Y lo digo porque mientras estás sentado en tu butaca, la cantidad de elementos que desfilan por la pista/escenario del Grand Chapiteau te aturullan y convierten en una máquina de gozar, sin permitirte en ningún momento desgajar todos esos sentimientos y disfrutarlos en pequeñas dosis. Es un espectáculo tan apabullante que a veces sientes miedo de no poder asimilarlo por completo (sobre todo si tienes al lado a alguien comiendo palomitas y sorbiendo refrescos carbonatados).


Un viaje que termina en invierno, con una nieve que todo lo cubre y que llega hasta el patio de butacas convertida en vendaval, en uno de los efectos técnicos más sorprendentes de esta obra (y eso es mucho decir). Una ventisca que borra toda la tristeza acumulada durante el número, pero que deja una marca imborrable en cada uno de los presentes.

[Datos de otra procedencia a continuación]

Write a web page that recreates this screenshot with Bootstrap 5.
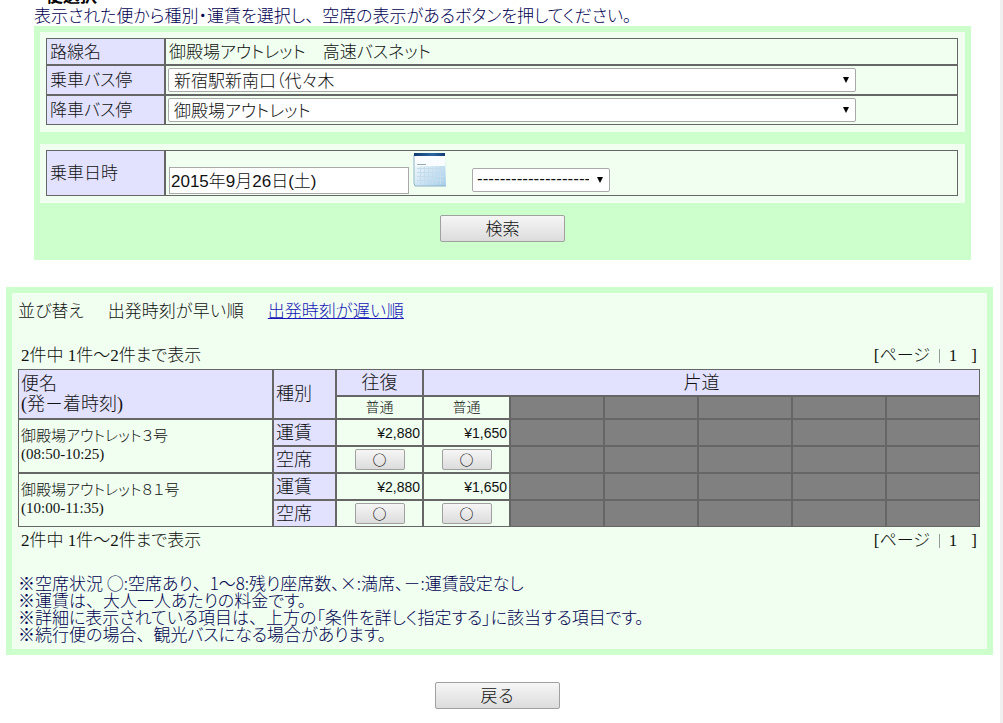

El payaso triste sirve de contrapunto a todo el color, la pasión y la fuerza que desprenden el resto de números. Sirve como figura en la que todos nos vemos reconocidos, para descubrir que, al fin y al cabo, todos nosotros somos en realidad maestros de ceremonias en busca de contorsionistas, acróbatas y equilibristas que actúen en la pista/escenario de nuestro circo, con el objetivo de que nunca nos sintamos tan desolados como el payaso triste.
Por cierto, el que no vio en 1998 Alegría, no puede perdérselo ahora. Y el que lo vio, tampoco. Es único, sorprendente y fastuoso. Y muy caro.